Discover Malaria Surveillance in Zambia

Strategic Action Objective

To provide timely and sound evidence to guide the implementation and policymaking process for malaria control and elimination in Zambia.

The National Malaria Elimination Programme has robust systems for routine and periodic data collection, including the rolling out of DHIS2 to all districts and expansion of the community surveillance system to complement the national HMIS in 107 Districts. Epidemiological impact indicators are well tracked due to the existence of a robust systems for tracking, collection and analysis of epidemiological data. In addition, the programme uses a scorecard that tracks malaria indicators on a quarterly basis across all malaria thematic areas.

Surveillance at Health Facility

At facility level the programme has a weekly reporting system where data is compiled and reported in the malaria rapid reporting DHIS2 platform every Tuesday of the week. This system is currently in 107 of the 116 districts. The programme also relies on the main HMIS data to inform programming planning and implementation.

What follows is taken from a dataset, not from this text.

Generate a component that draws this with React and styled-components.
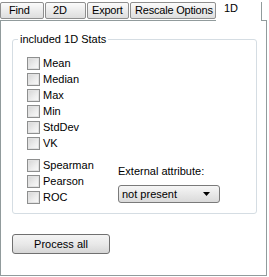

Surveillance at community Level

The NMEP relies on more than 25,000 Community Health Workers (CHWs) who have been trained across the country for malaria surveillance at community level. This involves passive and active surveillance. Passive surveillance is conducted in all malaria disease burden levels where clients visit CHWs to seek care. In low malaria transmission areas with incidence of less than 200 cases per 1000 population active surveillance in addition to passive is conducted. The active part includes tracing the Index case and conducting malaria tests in houses within 140 meters radius.

Malaria Case Investigation is the other type of surveillance where every reported case is a notification, followed up, and fully investigated within seven days (also known as 1, 3, and 7). This is deployed in areas with less than 49 cases per 1000 population.